Bayramı da, dua ve istiğfarla geçirmeli
04/05/2022 Çarşamba Köşe yazarı H.Y
Bayramlarda da,
ölülere, dirilere çok dua ve istiğfâr etmeli. Onlar için sadaka
vererek yardım etmeli, imdatlarına yetişmelidir.
İnsan, bu dünyada
kalmak için yaratılmadı. Dünyada iş yapmak, çalışmak için yaratıldık.
Çalışmalıyız! Çalışıp da, kazanıp da ölen bir kimse için korkacak bir şey
yoktur. Hatta, böyle ölmek, bir devlet ele geçirmektir. Ölüm bir köprü gibidir.
Sevgiliyi sevgiliye kavuşturur. Ölmek, felâket değildir. Öldükten sonra başına
gelecekleri bilmemek felâkettir.
Bayramlarda, Ramazan-ı
şerifte ve başka zamanlarda, ölülere de, dirilere de çok dua ve
istiğfâr ederek, onlar için sadaka vererek onlara yardım etmeli, imdatlarına
yetişmelidir. Resûlullah “sallallahü aleyhi ve sellem” buyurdu ki: (Ölünün
mezârdaki hâli, imdât diye bağıran, denize düşmüş kimseye benzer. Boğulmak
üzere olan kimse, kendisini kurtaracak birini beklediği gibi, meyyit de,
babasından, anasından, kardeşinden, arkadaşından gelecek bir duayı gözler.

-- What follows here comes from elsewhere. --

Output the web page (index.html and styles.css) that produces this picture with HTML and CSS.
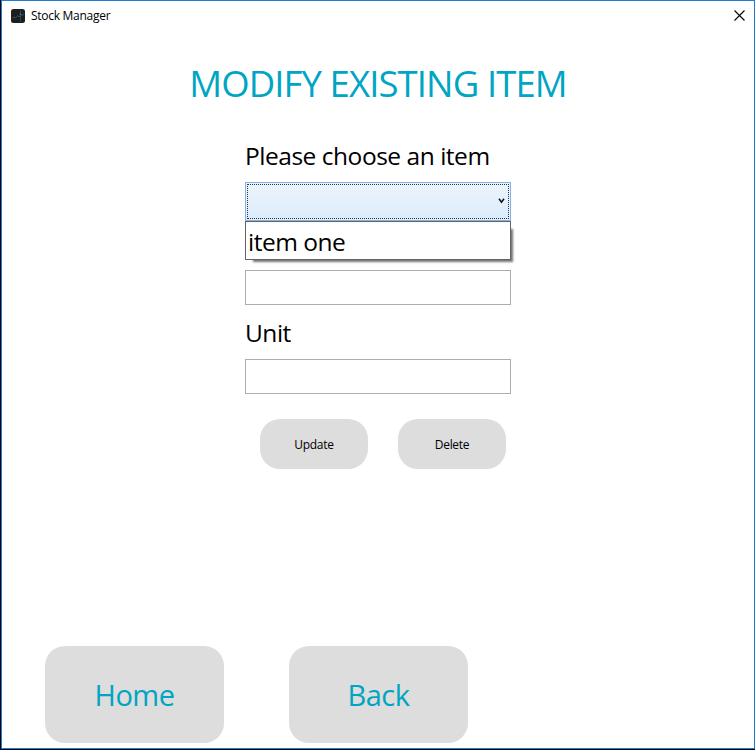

Kendisine bir dua gelince, dünyanın hepsi kendine verilmiş gibi sevinmekten
daha çok sevinir. Allahü teâlâ, yaşayanların duaları sebebiyle, ölülere dağlar
gibi çok rahmet verir. Dirilerin de ölülere hediyesi, onlar için dua ve
istiğfâr etmektir.)
İmân ile
ölenlere hatm-i tehlîl yapmak, yani 70.000 Kelime-i tevhîd
okuyup, sevâbını rûhuna hediye etmek çok faydalıdır...
***
Silsile-i aliyye ismi
verilen büyük âlimlerden Mazher-i Cân-ı Cânân “kaddesallahü
teâlâ sirrehül’azîz” hazretleri, ömrünü uygunsuz işler yaparak geçiren
bir kadının kabri yanına oturmuştu. Kabre teveccüh eyledi. Yani hâtırına başka
hiçbir şey getirmeyip; yalnız onu düşündü. Bu mezârda Cehennem ateşi var.
Kadının imânlı olmasında şüphe ediyorum. Rûhuna (Hatm-i tehlîl) sevâbı
bağışlayacağım. İmânı varsa, affolur buyurdu. Hatm-i tehlîlin sevâbını
bağışladıktan sonra, elhamdülillah îmânı varmış, Kelime-i tayyibe tesîrini
gösterip azaptan kurtuldu buyurdu.
(Miftâh-un-necât) kitabında yazılı hadîs-i şerîfte, (Bir kimse, müminler için, her gün yirmibeş kerre, istiğfâr okursa, Allahü teâlâ, bu kimsenin kalbinden gıl ve hasedi çıkarır. İsmi, Ebdâl isimleri arasına yazılır. Ona, bütün müminler adedince, sevâp yazılır. Kıyâmet günü, bütün müminler: Yâ Rabbî, bu kulun bizim için, istiğfâr okurdu. Sen de onu affeyle! derler) buyuruldu. Gıl, hile demektir. Ebdâl, Evliyâdan bir sınıfın ismidir. Bunun için her gün, (Allahümmağfir lî ve li-vâlideyye ve lilmü’minîne vel-mü’minât vel-müslimîne vel-müslimâtil-ahyâ-i minhüm vel-emvât bi-rahmetike yâ Erhamerrâhimîn) okumalıdır. Manası: “Ya Rabbî! Beni, ana-babamı, ölmüş ve hayatta olan bütün Müslümanları rahmetinle af ve mağfiret eyle! Ey merhametli olanların en merhametlisi olan Allahım!”